Ok, that’s enough of the bird.

I read in some blog to fill the drip pan with herbs and some veggies to make a more flavorful broth and oh boy were they right! I filled ours with 3 cans of low sodium chicken broth, 1 carrot, some onion skin (to darken the broth, the Internets say), garlic, and more rosemary. The turkey drippings and smoke flavor infused the broth to a heavenly state which made one of the best gravies I’ve ever had. Seriously.

This may not look nice, but I may or may not be drinking leftover gravy smoothies…

Pan drippings with chicken broth, carrots, onion skin, rosemary and garlic.

Inspired by Giada, I made a mashed potato concoction with some heavy cream (because why not), some Parmesan and salt, all topped with a breadcrumb, Parmesan and room temp butter crumble. Probably one of my favorite dishes on the table. I didn’t follow her recipe but more took inspiration, so no measurements for ya. Except that I’d estimate 1/3 a potato per person. I made at least 3x too much. Hooray for leftovers!

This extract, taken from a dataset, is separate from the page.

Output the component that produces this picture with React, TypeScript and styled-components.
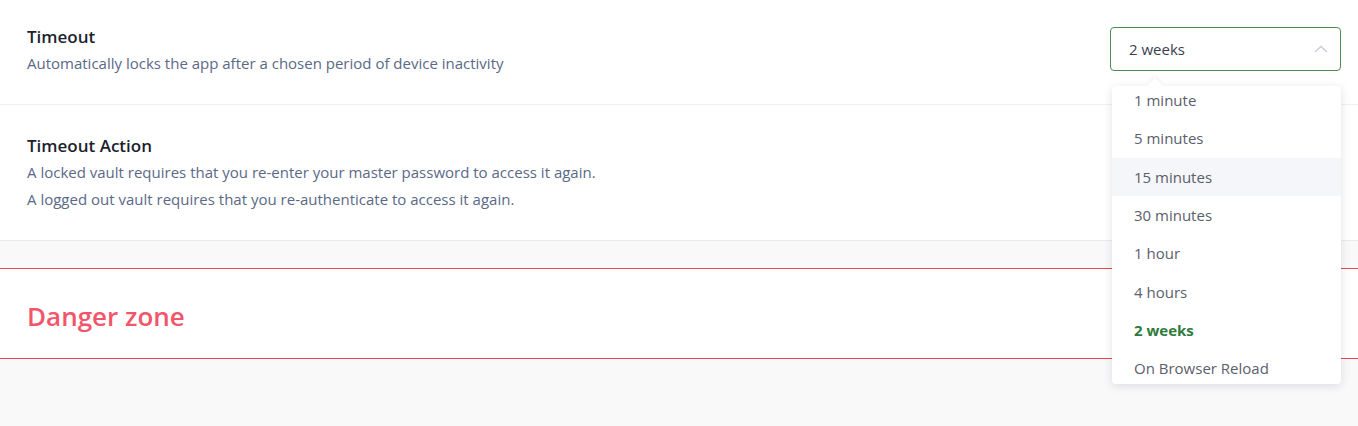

Just peel, cube, boil and mash the potatoes, season with salt and taste. The topping goes on the potatoes in a greased casserole dish and in the oven at whatever temp the other items needed for 15 minutes or so. Holy Creamy Potato Goodness. This may have been my second favorite dish on the table. Parmesan and cream (ok, maybe just milk) are now permanent partners in crime for my mashed potatoes. Thanks, Giada!

Rather than roast the Brussels Sprouts, I sauteed and simmered them in a little chicken broth. First sauté 1/2 a mined onion until soft and fragrant and brown chopped pancetta (bacon will also do here) in your pan. Then add a bit more EVOO and add the halved Brussels Sprouts and mix well. Pour over 1/2 a can or so (depending on how many Sprouts you have – you want to steam, not drown). Stir/toss/shake around and add some herbs if you like, cover and simmer until just soft. Serve immediately.

We ended up having all of the things mentioned in my prep blog, which made for a seriously gluttonous meal. And it was delicious.

For dessert, we feasted on Momofuku style cookies made by my sister in law, and pumpkin pie of course, with fresh whipped cream. Dad made one of the pumpkin pies with an Oreo cookie crust. I highly recommend it.

After we digested a bit, it was time to trim the tree with our nieces. It was so much fun to experience the ornaments I’ve gathered over the years from my family through their eyes for the first time. They especially loved the White House ornaments and hung most of the on the tree.

Our Christmas tree

I was stoked to break out my crocheted tree skirt, but found it’s more like a mini-skirt. Still looks nice, I’ll just have to crochet additional Granny rounds or squares before next year.

Crocheted tree skirt underneath the Christmas tree.

So how was your Thanksgiving? Filled with friends, family and amazing food? Do tell!